# Work to complete
Restate the data word for word and leave the images out.

# Recorded data
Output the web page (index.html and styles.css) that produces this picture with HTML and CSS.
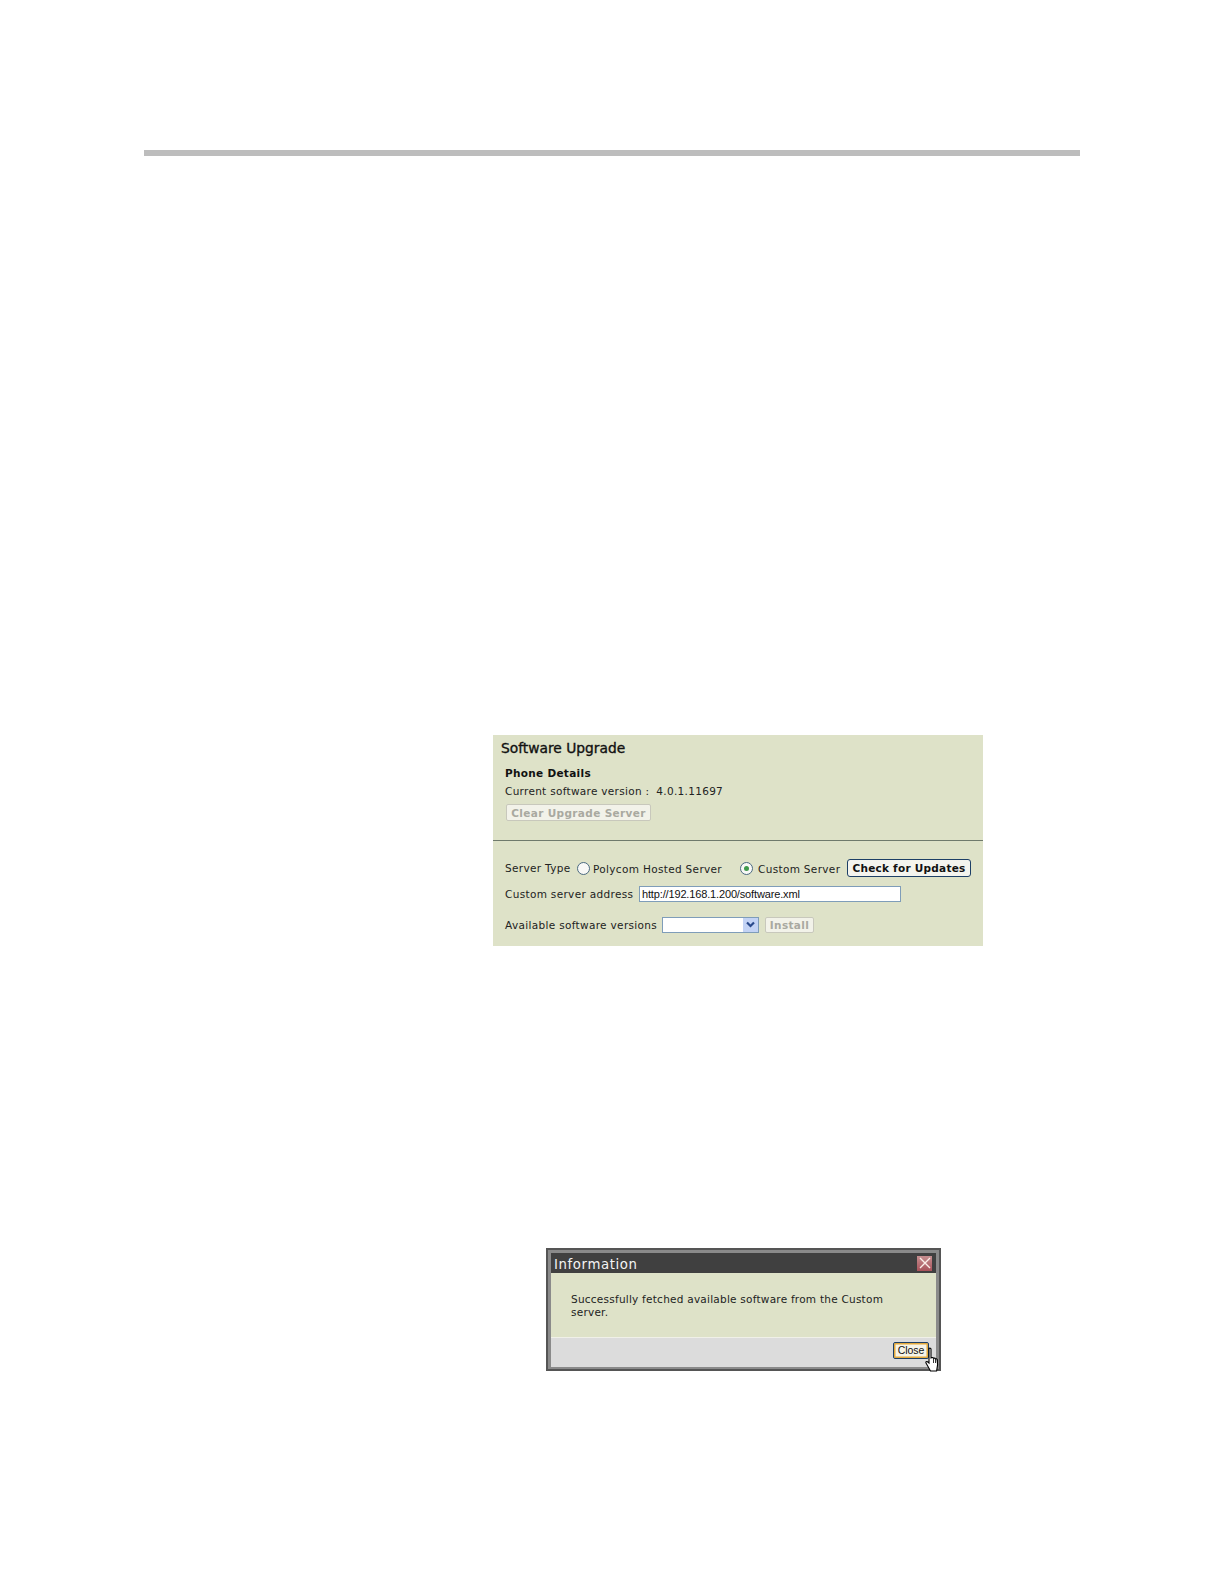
FILE: index.html
```html
<!DOCTYPE html>
<html lang="en">
<head>
<meta charset="utf-8">
<title>Software Upgrade</title>
<link rel="stylesheet" href="styles.css">
</head>
<body>
<div class="page">
  <div class="rule"></div>
  <section class="panel">
    <div class="top">
      <h1 class="title">Software Upgrade</h1>
      <h2 class="subtitle">Phone Details</h2>
      <div class="version"><span>Current software version :</span><span>4.0.1.11697</span></div>
      <button class="btn off clear">Clear Upgrade Server</button>
    </div>
    <div class="divider"></div>
    <div class="bottom">
      <div class="row server">
        <span class="lbl-type">Server Type</span>
        <span class="radio"></span>
        <span class="lbl-a">Polycom Hosted Server</span>
        <span class="radio on"><i></i></span>
        <span class="lbl-b">Custom Server</span>
        <button class="btn check">Check for Updates</button>
      </div>
      <div class="row address">
        <span class="lbl-addr">Custom server address</span>
        <span class="input">http://192.168.1.200/software.xml</span>
      </div>
      <div class="row avail">
        <span class="lbl-avail">Available software versions</span>
        <span class="select"><span class="arrow"><svg width="11" height="8" viewBox="0 0 11 8"><path d="M2 1.500 5.500 5 9 1.500" fill="none" stroke="#2a4a8c" stroke-width="2.200"/></svg></span></span>
        <button class="btn off install">Install</button>
      </div>
    </div>
  </section>
  <section class="dialog">
    <div class="dialog-head">
      <span class="dialog-title">Information</span>
      <span class="close"><svg width="14" height="14" viewBox="0 0 14 14"><path d="M2 2 12 12M12 2 2 12" stroke="#fbeee8" stroke-width="1.400"/></svg></span>
    </div>
    <div class="dialog-body">Successfully fetched available software from the Custom server.</div>
    <div class="dialog-foot"><button class="close-btn">Close</button></div>
    <svg class="hand" width="18" height="25" viewBox="0 0 18 25"><path d="M6 1.500c.8-.8 2-.2 2 .8V11l1-.4c.8-.2 1.300.1 1.500.7.800-.4 1.600-.2 1.800.5.800-.3 1.700.1 1.800.9l.5 5-1 6.300H7.500L3 16c-.6-1 .4-2 1.500-1.200L6 16z" fill="#fff" stroke="#000" stroke-width="1.100"/><path d="M10.500 11.500V16M12.500 12V16M14.500 12.500V16" fill="none" stroke="#000" stroke-width=".8"/></svg>
  </section>
</div>
</body>
</html>
```
FILE: styles.css
```css
html, body { margin: 0; padding: 0; background: #fff; }
body { width: 1224px; height: 1584px; overflow: hidden; font-family: "DejaVu Sans", sans-serif; font-size: 10.5px; color: #222; }
.page { display: flex; flex-direction: column; padding-top: 150px; }
.rule { width: 936px; height: 6px; margin-left: 144px; background: #bdbdbd; }
.panel { width: 490px; height: 211px; margin: 579px 0 0 493px; background: #dee2c8; display: flex; flex-direction: column; }
.top { height: 105px; flex: none; display: flex; flex-direction: column; align-items: flex-start; padding-left: 8px; box-sizing: border-box; }
.title { margin: 5px 0 0; font-size: 13.8px; line-height: 16px; font-weight: 400; color: #111; -webkit-text-stroke: .35px #111; }
.subtitle { margin: 10px 0 0 4px; font-size: 10.5px; line-height: 14px; font-weight: 700; color: #111; letter-spacing: .3px; }
.version { margin: 4px 0 0 4px; line-height: 14px; letter-spacing: .3px; display: flex; gap: 7px; }
.btn { font: 700 10.5px/14px "DejaVu Sans", sans-serif; letter-spacing: .35px; box-sizing: border-box; padding: 0; border-radius: 2px; }
.off { color: #a9a9a0; background: #f2f2e9; border: 1px solid #c8c8bc; }
.clear { width: 145px; height: 17px; margin: 6px 0 0 5px; }
.divider { height: 1px; flex: none; background: #6f7a6c; }
.bottom { display: flex; flex-direction: column; padding-left: 12px; }
.row { display: flex; align-items: center; letter-spacing: .33px; line-height: 14px; white-space: nowrap; }
.server { margin-top: 18px; height: 18px; }
.lbl-type { width: 66px; }
.radio { width: 13px; height: 13px; box-sizing: border-box; border: 1px solid #4b6a80; border-radius: 50%; background: #f8f8f6; display: flex; align-items: center; justify-content: center; margin: 1px 0 0 6px; }
.radio.on { margin-left: 19px; }
.radio i { width: 5px; height: 5px; border-radius: 50%; background: #3f9a4c; }
.lbl-a { margin: 1px 0 0 3px; width: 128px; }
.lbl-b { margin: 1px 0 0 5px; width: 83px; }
.check { width: 124px; height: 18px; margin-left: 6px; color: #111; background: #f4f4ee; border: 1px solid #1d3f66; border-radius: 3px; letter-spacing: .25px; }
.address { margin-top: 9px; height: 16px; }
.lbl-addr { width: 134px; }
.input { width: 262px; height: 16px; box-sizing: border-box; border: 1px solid #7f9db9; background: #fff; font: 11px/14px "Liberation Sans", sans-serif; color: #111; padding-left: 2px; letter-spacing: -.15px; }
.avail { margin-top: 15px; height: 16px; }
.lbl-avail { width: 157px; }
.select { width: 97px; height: 16px; box-sizing: border-box; border: 1px solid #7f9db9; background: #fff; display: flex; justify-content: flex-end; }
.arrow { width: 15px; background: #c3d3f5; display: flex; align-items: center; justify-content: center; }
.install { width: 49px; height: 16px; margin-left: 6px; }
.dialog { position: relative; width: 395px; height: 123px; margin: 302px 0 0 546px; box-sizing: border-box; border: 2px solid #555; background: #8a8a8a; padding: 3px 3px 2px; display: flex; flex-direction: column; }
.dialog-head { height: 20px; flex: none; background: #404040; color: #f4f4f4; font-size: 13.3px; line-height: 20px; letter-spacing: .6px; padding-left: 3px; display: flex; justify-content: space-between; align-items: center; }
.dialog-title { margin-top: 3px; }
.close { width: 15px; height: 15px; margin-right: 4px; background: linear-gradient(#c58f90, #a9525a); display: flex; align-items: center; justify-content: center; }
.dialog-body { height: 64px; flex: none; box-sizing: border-box; background: #dee2c8; padding: 20px 40px 0 20px; line-height: 13px; letter-spacing: .24px; }
.dialog-foot { flex: 1; box-sizing: border-box; border-top: 1px solid #f0f0e8; background: #dcdcdc; display: flex; justify-content: flex-end; align-items: flex-start; padding: 4px 7px 0 0; }
.close-btn { width: 36px; height: 17px; box-sizing: border-box; padding: 0; font: 10.5px/13px "Liberation Sans", sans-serif; letter-spacing: -.1px; color: #111; background: #f6f4e8; border: 1px solid #1d3f66; box-shadow: inset 0 0 0 1.5px #e3a93c; border-radius: 2px; }
.hand { position: absolute; left: 375px; top: 97px; }
```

# Task answer
Output the web page (index.html and styles.css) that produces this picture with HTML and CSS.
FILE: index.html
```html
<!DOCTYPE html>
<html lang="en">
<head>
<meta charset="utf-8">
<title>Software Upgrade</title>
<link rel="stylesheet" href="styles.css">
</head>
<body>
<div class="page">
  <div class="rule"></div>
  <section class="panel">
    <div class="top">
      <h1 class="title">Software Upgrade</h1>
      <h2 class="subtitle">Phone Details</h2>
      <div class="version"><span>Current software version :</span><span>4.0.1.11697</span></div>
      <button class="btn off clear">Clear Upgrade Server</button>
    </div>
    <div class="divider"></div>
    <div class="bottom">
      <div class="row server">
        <span class="lbl-type">Server Type</span>
        <span class="radio"></span>
        <span class="lbl-a">Polycom Hosted Server</span>
        <span class="radio on"><i></i></span>
        <span class="lbl-b">Custom Server</span>
        <button class="btn check">Check for Updates</button>
      </div>
      <div class="row address">
        <span class="lbl-addr">Custom server address</span>
        <span class="input">http://192.168.1.200/software.xml</span>
      </div>
      <div class="row avail">
        <span class="lbl-avail">Available software versions</span>
        <span class="select"><span class="arrow"><svg width="11" height="8" viewBox="0 0 11 8"><path d="M2 1.500 5.500 5 9 1.500" fill="none" stroke="#2a4a8c" stroke-width="2.200"/></svg></span></span>
        <button class="btn off install">Install</button>
      </div>
    </div>
  </section>
  <section class="dialog">
    <div class="dialog-head">
      <span class="dialog-title">Information</span>
      <span class="close"><svg width="14" height="14" viewBox="0 0 14 14"><path d="M2 2 12 12M12 2 2 12" stroke="#fbeee8" stroke-width="1.400"/></svg></span>
    </div>
    <div class="dialog-body">Successfully fetched available software from the Custom server.</div>
    <div class="dialog-foot"><button class="close-btn">Close</button></div>
    <svg class="hand" width="18" height="25" viewBox="0 0 18 25"><path d="M6 1.500c.8-.8 2-.2 2 .8V11l1-.4c.8-.2 1.300.1 1.500.7.800-.4 1.600-.2 1.800.5.800-.3 1.700.1 1.800.9l.5 5-1 6.300H7.500L3 16c-.6-1 .4-2 1.500-1.200L6 16z" fill="#fff" stroke="#000" stroke-width="1.100"/><path d="M10.500 11.500V16M12.500 12V16M14.500 12.500V16" fill="none" stroke="#000" stroke-width=".8"/></svg>
  </section>
</div>
</body>
</html>
```
FILE: styles.css
```css
html, body { margin: 0; padding: 0; background: #fff; }
body { width: 1224px; height: 1584px; overflow: hidden; font-family: "DejaVu Sans", sans-serif; font-size: 10.5px; color: #222; }
.page { display: flex; flex-direction: column; padding-top: 150px; }
.rule { width: 936px; height: 6px; margin-left: 144px; background: #bdbdbd; }
.panel { width: 490px; height: 211px; margin: 579px 0 0 493px; background: #dee2c8; display: flex; flex-direction: column; }
.top { height: 105px; flex: none; display: flex; flex-direction: column; align-items: flex-start; padding-left: 8px; box-sizing: border-box; }
.title { margin: 5px 0 0; font-size: 13.8px; line-height: 16px; font-weight: 400; color: #111; -webkit-text-stroke: .35px #111; }
.subtitle { margin: 10px 0 0 4px; font-size: 10.5px; line-height: 14px; font-weight: 700; color: #111; letter-spacing: .3px; }
.version { margin: 4px 0 0 4px; line-height: 14px; letter-spacing: .3px; display: flex; gap: 7px; }
.btn { font: 700 10.5px/14px "DejaVu Sans", sans-serif; letter-spacing: .35px; box-sizing: border-box; padding: 0; border-radius: 2px; }
.off { color: #a9a9a0; background: #f2f2e9; border: 1px solid #c8c8bc; }
.clear { width: 145px; height: 17px; margin: 6px 0 0 5px; }
.divider { height: 1px; flex: none; background: #6f7a6c; }
.bottom { display: flex; flex-direction: column; padding-left: 12px; }
.row { display: flex; align-items: center; letter-spacing: .33px; line-height: 14px; white-space: nowrap; }
.server { margin-top: 18px; height: 18px; }
.lbl-type { width: 66px; }
.radio { width: 13px; height: 13px; box-sizing: border-box; border: 1px solid #4b6a80; border-radius: 50%; background: #f8f8f6; display: flex; align-items: center; justify-content: center; margin: 1px 0 0 6px; }
.radio.on { margin-left: 19px; }
.radio i { width: 5px; height: 5px; border-radius: 50%; background: #3f9a4c; }
.lbl-a { margin: 1px 0 0 3px; width: 128px; }
.lbl-b { margin: 1px 0 0 5px; width: 83px; }
.check { width: 124px; height: 18px; margin-left: 6px; color: #111; background: #f4f4ee; border: 1px solid #1d3f66; border-radius: 3px; letter-spacing: .25px; }
.address { margin-top: 9px; height: 16px; }
.lbl-addr { width: 134px; }
.input { width: 262px; height: 16px; box-sizing: border-box; border: 1px solid #7f9db9; background: #fff; font: 11px/14px "Liberation Sans", sans-serif; color: #111; padding-left: 2px; letter-spacing: -.15px; }
.avail { margin-top: 15px; height: 16px; }
.lbl-avail { width: 157px; }
.select { width: 97px; height: 16px; box-sizing: border-box; border: 1px solid #7f9db9; background: #fff; display: flex; justify-content: flex-end; }
.arrow { width: 15px; background: #c3d3f5; display: flex; align-items: center; justify-content: center; }
.install { width: 49px; height: 16px; margin-left: 6px; }
.dialog { position: relative; width: 395px; height: 123px; margin: 302px 0 0 546px; box-sizing: border-box; border: 2px solid #555; background: #8a8a8a; padding: 3px 3px 2px; display: flex; flex-direction: column; }
.dialog-head { height: 20px; flex: none; background: #404040; color: #f4f4f4; font-size: 13.3px; line-height: 20px; letter-spacing: .6px; padding-left: 3px; display: flex; justify-content: space-between; align-items: center; }
.dialog-title { margin-top: 3px; }
.close { width: 15px; height: 15px; margin-right: 4px; background: linear-gradient(#c58f90, #a9525a); display: flex; align-items: center; justify-content: center; }
.dialog-body { height: 64px; flex: none; box-sizing: border-box; background: #dee2c8; padding: 20px 40px 0 20px; line-height: 13px; letter-spacing: .24px; }
.dialog-foot { flex: 1; box-sizing: border-box; border-top: 1px solid #f0f0e8; background: #dcdcdc; display: flex; justify-content: flex-end; align-items: flex-start; padding: 4px 7px 0 0; }
.close-btn { width: 36px; height: 17px; box-sizing: border-box; padding: 0; font: 10.5px/13px "Liberation Sans", sans-serif; letter-spacing: -.1px; color: #111; background: #f6f4e8; border: 1px solid #1d3f66; box-shadow: inset 0 0 0 1.5px #e3a93c; border-radius: 2px; }
.hand { position: absolute; left: 375px; top: 97px; }
```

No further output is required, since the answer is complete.